Characterisation and evolution of the full size range of pores and fractures in rocks under freeze-thaw conditions using nuclear magnetic resonance and three-dimensional X-ray microscopy

Mine slopes in high-altitude and cold regions are susceptible to damage and degradation under long-term freeze-thaw (FT) conditions, which threatens the stability of geotechnical engineering operations. The evolution of pore and fracture structures in rock masses under FT conditions crucially influences the physical and mechanical properties of rocks. However, critical information is often ignored when testing pore structures using conventional methods, owing to the limited applicable size range, which leads to an inaccurate characterisation of the pore structure. Techniques such as nuclear magnetic resonance (NMR) and three-dimensional X-ray microscopy (3D-XRM) provide improved characterisation accuracy of pores smaller than 50 mu m (micropores, mesopores, macropores) and the 3D distribution of extra-large pores ( > 50 mu m) and microfractures, respectively.

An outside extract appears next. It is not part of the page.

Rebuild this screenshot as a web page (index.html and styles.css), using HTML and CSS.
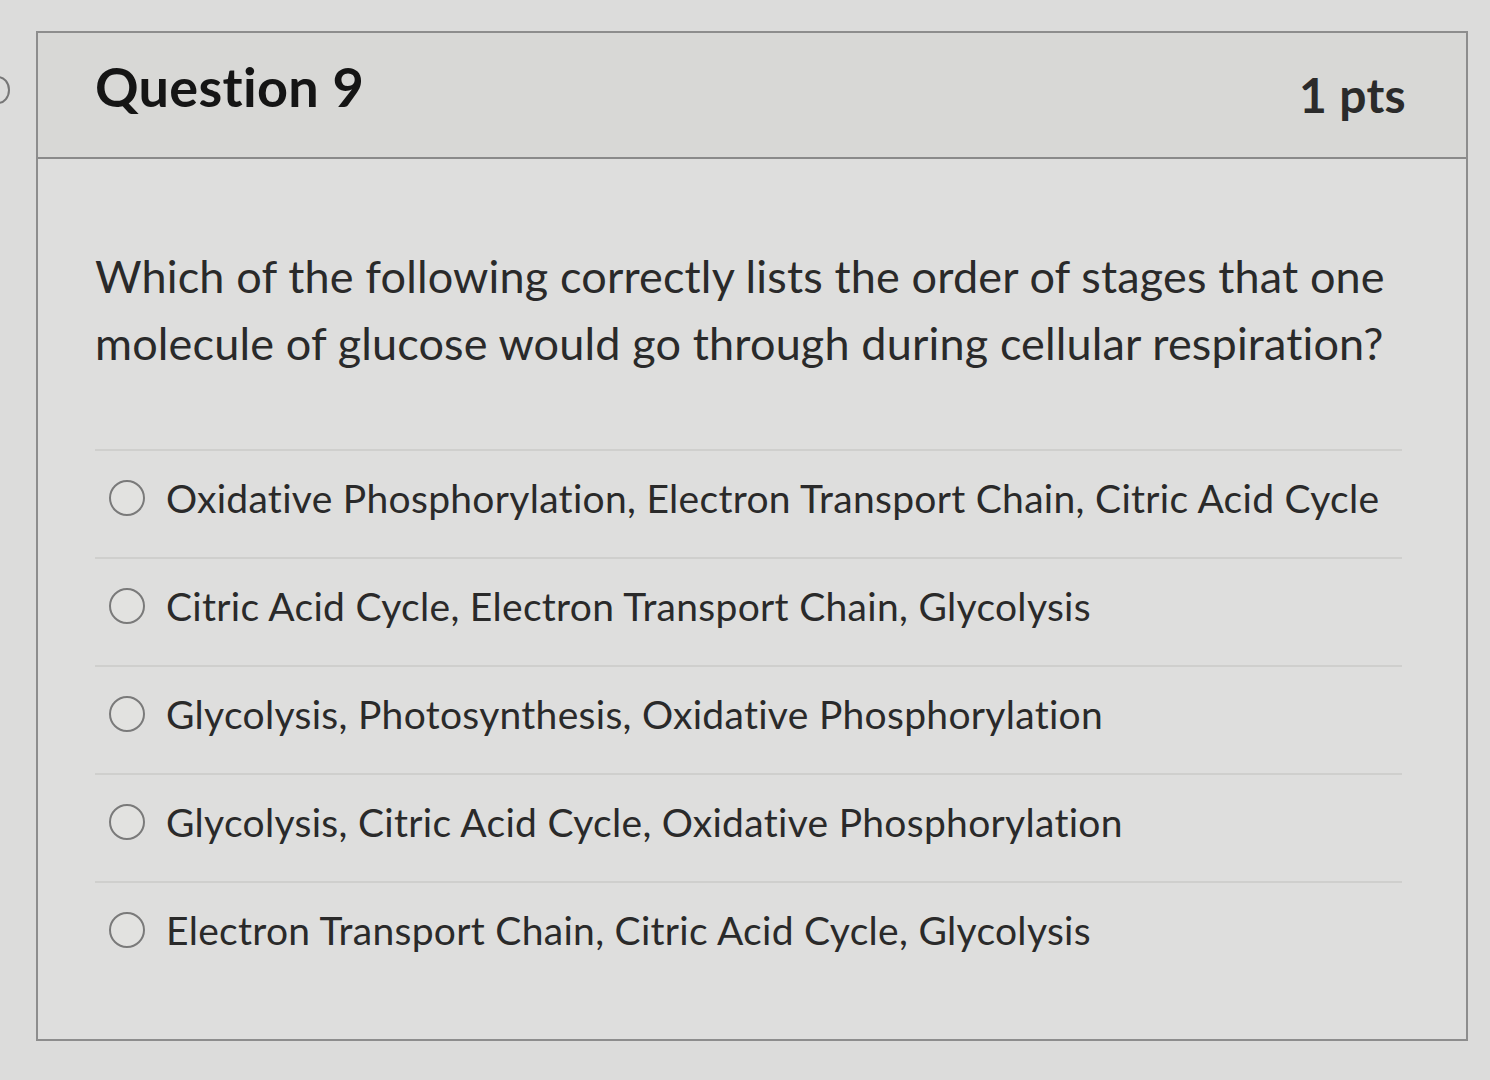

This combined approach allows quantitative characterisation of the full range of fractures in rocks. On this basis, we investigated the evolution of pores and fractures in different types of rocks (granite, limestone, sandstone) under FT conditions. The results show that with increasing FT cycle, the number of mesopores increases in granite, more micropores appear and macropores are generated in limestone, and the number of micropores and mesopores generally increases in sandstone. For extra-large pores and microfractures, fractal dimensions in 2D slices, volumes, specific surface areas and volumetric porosities of pores and fractures exhibit consistent trends. Sandstone parameters are considerably larger than those of limestone and granite in the initial state, and the parameters of limestone and granite are similar. With increasing FT cycle numbers, the parameters of all three rock types increase with sandstone > limestone > granite. The mean equivalent diameters of pores and fractures gradually decrease in granite, increase linearly in limestone and increase slightly in sandstone.